Entre stigmatisation et incompréhension

Certains participants affirment se sentir stigmatisés ou incompris au sein de leur famille, ce qui constitue un obstacle à leur rétablissement. Francine, 61 ans, révèle que sa fille l’évite pour ne pas être associée à sa maladie. Elle a honte et ne veut pas que ses amis sachent que sa mère est malade. Anne, 34 ans, raconte qu’elle a invité son père plus d’une fois à ses rendez-vous médicaux, mais qu’il ne l’y a jamais accompagnée. Elle aimerait que sa famille s’informe davantage et n’attribue pas la cause de son trouble bipolaire à ses relations amoureuses passées, par exemple.

L’hospitalisation forcée

Enfin, les participants parlent du fait d’être hospitalisés contre leur gré par leur famille, ce qui favorise ou entrave leur rétablissement. Anne confie s’être sentie trahie lorsque son père l’a amenée à l’hôpital pour demander son hospitalisation, même s’il lui avait promis de ne pas le faire. Jean-Claude, 25 ans, exprime une impression différente : son père a provoqué son hospitalisation en appelant les services d’urgence devant son comportement agressif, mais il y a vu la première étape de son rétablissement.

Des rôles différents selon le lien familial ?

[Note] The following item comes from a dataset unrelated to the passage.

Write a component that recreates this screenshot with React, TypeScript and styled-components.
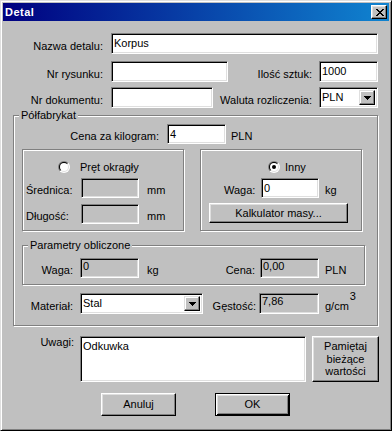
import React from 'react';
import styled, { createGlobalStyle, css } from 'styled-components';

const Global = createGlobalStyle`
  html, body { margin: 0; padding: 0; background: #c0c0c0; }
  body { font-family: "Liberation Sans", Arial, sans-serif; font-size: 11px; color: #000; }
  * { box-sizing: border-box; }
`;

const Window = styled.div`
  width: 392px;
  height: 431px;
  background: #c0c0c0;
  border: 1px solid;
  border-color: #dfdfdf #000 #000 #dfdfdf;
  box-shadow: inset 1px 1px #fff, inset -1px -1px #808080;
  padding: 2px;
  display: flex;
  flex-direction: column;
`;

const TitleBar = styled.div`
  height: 18px;
  flex-shrink: 0;
  display: flex;
  align-items: center;
  justify-content: space-between;
  padding-left: 2px;
  background: linear-gradient(to right, #000080, #1084d0);
`;

const Title = styled.span`
  color: #fff;
  font-weight: bold;
  font-size: 11px;
  letter-spacing: 0.5px;
  line-height: 13px;
`;

const CloseButton = styled.div`
  width: 16px;
  height: 14px;
  margin-right: 2px;
  background: #c0c0c0;
  border: 1px solid;
  border-color: #fff #000 #000 #fff;
  box-shadow: inset -1px -1px #808080, inset 1px 1px #dfdfdf;
  display: flex;
  align-items: center;
  justify-content: center;
  padding-left: 1px;
`;

const Body = styled.div`
  display: flex;
  flex-direction: column;
`;

const Row = styled.div<{ $mt: number; $h: number; $pl?: number; $top?: boolean }>`
  display: flex;
  align-items: ${(p) => (p.$top ? 'flex-start' : 'flex-end')};
  margin-top: ${(p) => p.$mt}px;
  height: ${(p) => p.$h}px;
  padding-left: ${(p) => p.$pl ?? 0}px;
  flex-shrink: 0;
`;

const Label = styled.span<{ $w?: number; $align?: 'left' | 'right'; $ml?: number; $top?: boolean }>`
  ${(p) => (p.$w !== undefined ? `width: ${p.$w}px;` : '')}
  text-align: ${(p) => p.$align ?? 'left'};
  margin-left: ${(p) => p.$ml ?? 0}px;
  line-height: 13px;
  padding-bottom: ${(p) => (p.$top ? 0 : 1)}px;
  white-space: nowrap;
  flex-shrink: 0;
  ${(p) => (p.$top ? 'align-self: flex-start;' : '')}
`;

const Sup = styled.span`
  vertical-align: 10px;
  line-height: 0;
  margin-left: 1px;
`;

const sunken = css`
  border: 1px solid;
  border-color: #808080 #fff #fff #808080;
  box-shadow: inset 1px 1px #000, inset -1px -1px #dfdfdf;
`;

const Field = styled.div<{ $w: number; $h?: number; $disabled?: boolean; $ml?: number }>`
  ${sunken}
  width: ${(p) => p.$w}px;
  height: ${(p) => p.$h ?? 20}px;
  margin-left: ${(p) => p.$ml ?? 0}px;
  background: ${(p) => (p.$disabled ? '#c0c0c0' : '#fff')};
  padding: 1px 2px;
  display: flex;
  align-items: ${(p) => (p.$disabled ? 'flex-start' : 'center')};
  line-height: ${(p) => (p.$disabled ? 12 : 13)}px;
  white-space: nowrap;
  overflow: hidden;
  flex-shrink: 0;
`;

const TextArea = styled.div<{ $w: number; $h: number; $ml?: number }>`
  ${sunken}
  width: ${(p) => p.$w}px;
  height: ${(p) => p.$h}px;
  margin-left: ${(p) => p.$ml ?? 0}px;
  background: #fff;
  padding: 3px 2px;
  line-height: 13px;
  flex-shrink: 0;
`;

const Combo = styled.div<{ $w: number; $h?: number; $ml?: number }>`
  ${sunken}
  width: ${(p) => p.$w}px;
  height: ${(p) => p.$h ?? 21}px;
  margin-left: ${(p) => p.$ml ?? 0}px;
  background: #fff;
  padding: 2px 2px 2px 2px;
  display: flex;
  align-items: stretch;
  flex-shrink: 0;
`;

const ComboText = styled.span`
  flex: 1;
  display: flex;
  align-items: center;
  line-height: 13px;
  padding-left: 0px;
`;

const ArrowButton = styled.span`
  width: 16px;
  background: #c0c0c0;
  border: 1px solid;
  border-color: #dfdfdf #000 #000 #dfdfdf;
  box-shadow: inset -1px -1px #808080, inset 1px 1px #fff;
  display: flex;
  align-items: center;
  justify-content: center;
`;

const Button = styled.button<{ $w: number; $h: number; $ml?: number; $default?: boolean }>`
  width: ${(p) => p.$w}px;
  height: ${(p) => p.$h}px;
  margin-left: ${(p) => p.$ml ?? 0}px;
  flex-shrink: 0;
  padding: 0;
  font-family: "Liberation Sans", Arial, sans-serif;
  font-size: 11px;
  line-height: 13px;
  color: #000;
  background: #c0c0c0;
  border: 1px solid;
  border-color: #fff #000 #000 #fff;
  box-shadow: inset -1px -1px #808080, inset 1px 1px #dfdfdf;
  ${(p) =>
    p.$default &&
    css`
      border-color: #000;
      box-shadow: inset 1px 1px #fff, inset -1px -1px #000, inset 2px 2px #dfdfdf, inset -2px -2px #808080;
    `}
`;

const Group = styled.div<{ $w: number; $h: number; $mt: number; $ml: number }>`
  position: relative;
  width: ${(p) => p.$w}px;
  height: ${(p) => p.$h}px;
  margin-top: ${(p) => p.$mt}px;
  margin-left: ${(p) => p.$ml}px;
  border: 1px solid #808080;
  box-shadow: inset 1px 1px #fff, 1px 1px #fff;
  display: flex;
  flex-direction: column;
  flex-shrink: 0;
`;

const Legend = styled.span`
  position: absolute;
  top: -7px;
  left: 5px;
  padding: 0 2px;
  background: #c0c0c0;
  line-height: 13px;
  white-space: nowrap;
`;

const GroupPair = styled.div`
  display: flex;
  gap: 16px;
  margin-top: 5px;
  padding-left: 8px;
`;

const RadioRow = styled.div<{ $pl: number; $gap: number }>`
  display: flex;
  align-items: center;
  height: 12px;
  margin-top: 11px;
  padding-left: ${(p) => p.$pl}px;
  gap: ${(p) => p.$gap}px;
`;

const RadioText = styled.span`
  line-height: 13px;
  white-space: nowrap;
`;

const Radio: React.FC<{ checked?: boolean; id: string }> = ({ checked, id }) => (
  <svg width="12" height="12" viewBox="0 0 12 12" style={{ flexShrink: 0 }}>
    <defs>
      <clipPath id={`${id}-tl`}>
        <polygon points="0,0 12,0 0,12" />
      </clipPath>
      <clipPath id={`${id}-br`}>
        <polygon points="12,0 12,12 0,12" />
      </clipPath>
    </defs>
    <circle cx="6" cy="6" r="6" fill="#fff" clipPath={`url(#${id}-br)`} />
    <circle cx="6" cy="6" r="6" fill="#808080" clipPath={`url(#${id}-tl)`} />
    <circle cx="6" cy="6" r="5" fill="#dfdfdf" clipPath={`url(#${id}-br)`} />
    <circle cx="6" cy="6" r="5" fill="#000" clipPath={`url(#${id}-tl)`} />
    <circle cx="6" cy="6" r="4" fill="#fff" />
    {checked && <circle cx="6" cy="6" r="2" fill="#000" />}
  </svg>
);

const Arrow = () => (
  <svg width="7" height="4" viewBox="0 0 7 4" shapeRendering="crispEdges">
    <rect x="0" y="0" width="7" height="1" fill="#000" />
    <rect x="1" y="1" width="5" height="1" fill="#000" />
    <rect x="2" y="2" width="3" height="1" fill="#000" />
    <rect x="3" y="3" width="1" height="1" fill="#000" />
  </svg>
);

const CloseGlyph = () => {
  const rows = ['11000011', '01100110', '00111100', '00011000', '00111100', '01100110', '11000011'];
  return (
    <svg width="8" height="7" viewBox="0 0 8 7" shapeRendering="crispEdges">
      {rows.flatMap((r, y) =>
        r.split('').map((c, x) => (c === '1' ? <rect key={`${x}-${y}`} x={x} y={y} width="1" height="1" fill="#000" /> : null))
      )}
    </svg>
  );
};

const ThreeLine = styled.span`
  display: block;
  line-height: 12.5px;
`;

export default function App() {
  return (
    <>
      <Global />
      <Window>
        <TitleBar>
          <Title>Detal</Title>
          <CloseButton>
            <CloseGlyph />
          </CloseButton>
        </TitleBar>
        <Body>
          <Row $mt={12} $h={21}>
            <Label $w={100} $align="right">Nazwa detalu:</Label>
            <Field $w={267} $h={21} $ml={8}>Korpus</Field>
          </Row>
          <Row $mt={7} $h={21}>
            <Label $w={100} $align="right">Nr rysunku:</Label>
            <Field $w={117} $h={21} $ml={8} />
            <Label $w={84} $align="right">Ilość sztuk:</Label>
            <Field $w={59} $h={21} $ml={7}>1000</Field>
          </Row>
          <Row $mt={5} $h={21}>
            <Label $w={100} $align="right">Nr dokumentu:</Label>
            <Field $w={102} $h={21} $ml={8} />
            <Label $w={99} $align="right">Waluta rozliczenia:</Label>
            <Combo $w={59} $ml={7}>
              <ComboText>PLN</ComboText>
              <ArrowButton>
                <Arrow />
              </ArrowButton>
            </Combo>
          </Row>

          <Group $w={365} $h={211} $mt={7} $ml={10}>
            <Legend>Półfabrykat</Legend>
            <Row $mt={8} $h={20}>
              <Label $w={145} $align="right">Cena za kilogram:</Label>
              <Field $w={59} $ml={8}>4</Field>
              <Label $ml={5}>PLN</Label>
            </Row>

            <GroupPair>
              <Group $w={162} $h={82} $mt={0} $ml={0}>
                <RadioRow $pl={35} $gap={10}>
                  <Radio id="r1" />
                  <RadioText>Pręt okrągły</RadioText>
                </RadioRow>
                <Row $mt={5} $h={20} $pl={3}>
                  <Label $w={55}>Średnica:</Label>
                  <Field $w={58} $disabled />
                  <Label $ml={8}>mm</Label>
                </Row>
                <Row $mt={6} $h={20} $pl={3}>
                  <Label $w={55}>Długość:</Label>
                  <Field $w={58} $disabled />
                  <Label $ml={8}>mm</Label>
                </Row>
              </Group>
              <Group $w={162} $h={82} $mt={0} $ml={0}>
                <RadioRow $pl={67} $gap={5}>
                  <Radio id="r2" checked />
                  <RadioText>Inny</RadioText>
                </RadioRow>
                <Row $mt={5} $h={20} $pl={23}>
                  <Label $w={37}>Waga:</Label>
                  <Field $w={58}>0</Field>
                  <Label $ml={6}>kg</Label>
                </Row>
                <Row $mt={5} $h={20} $pl={8}>
                  <Button $w={139} $h={20}>Kalkulator masy...</Button>
                </Row>
              </Group>
            </GroupPair>

            <Group $w={343} $h={40} $mt={14} $ml={8}>
              <Legend>Parametry obliczone</Legend>
              <Row $mt={12} $h={20}>
                <Label $w={50} $align="right">Waga:</Label>
                <Field $w={59} $ml={7} $disabled>0</Field>
                <Label $w={30} $ml={8}>kg</Label>
                <Label $w={78} $align="right">Cena:</Label>
                <Field $w={59} $ml={5} $disabled>0,00</Field>
                <Label $ml={6}>PLN</Label>
              </Row>
            </Group>

            <Row $mt={8} $h={21}>
              <Label $w={59} $align="right">Materiał:</Label>
              <Combo $w={123} $ml={7}>
                <ComboText>Stal</ComboText>
                <ArrowButton>
                  <Arrow />
                </ArrowButton>
              </Combo>
              <Label $w={53} $align="right">Gęstość:</Label>
              <Field $w={60} $h={21} $ml={3} $disabled>7,86</Field>
              <Label $ml={6}>
                g/cm<Sup>3</Sup>
              </Label>
            </Row>
          </Group>

          <Row $mt={10} $h={46} $top>
            <Label $w={71} $align="right" $top>Uwagi:</Label>
            <TextArea $w={226} $h={46} $ml={6}>Odkuwka</TextArea>
            <Button $w={67} $h={46} $ml={6}>
              <ThreeLine>Pamiętaj</ThreeLine>
              <ThreeLine>bieżące</ThreeLine>
              <ThreeLine>wartości</ThreeLine>
            </Button>
          </Row>

          <Row $mt={11} $h={23} $pl={98}>
            <Button $w={75} $h={23}>Anuluj</Button>
            <Button $w={75} $h={23} $ml={39} $default>OK</Button>
          </Row>
        </Body>
      </Window>
    </>
  );
}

Les chercheurs identifient quelle influence peut avoir la famille sur le rétablissement d’une personne atteinte de maladie mentale, mais ils n’évaluent pas si cette influence varie selon le lien familial. Le père et la mère tiennent-ils des rôles plus importants que les frères et sœurs, par exemple ? Il s’agit là d’une voie à explorer dans des recherches futures.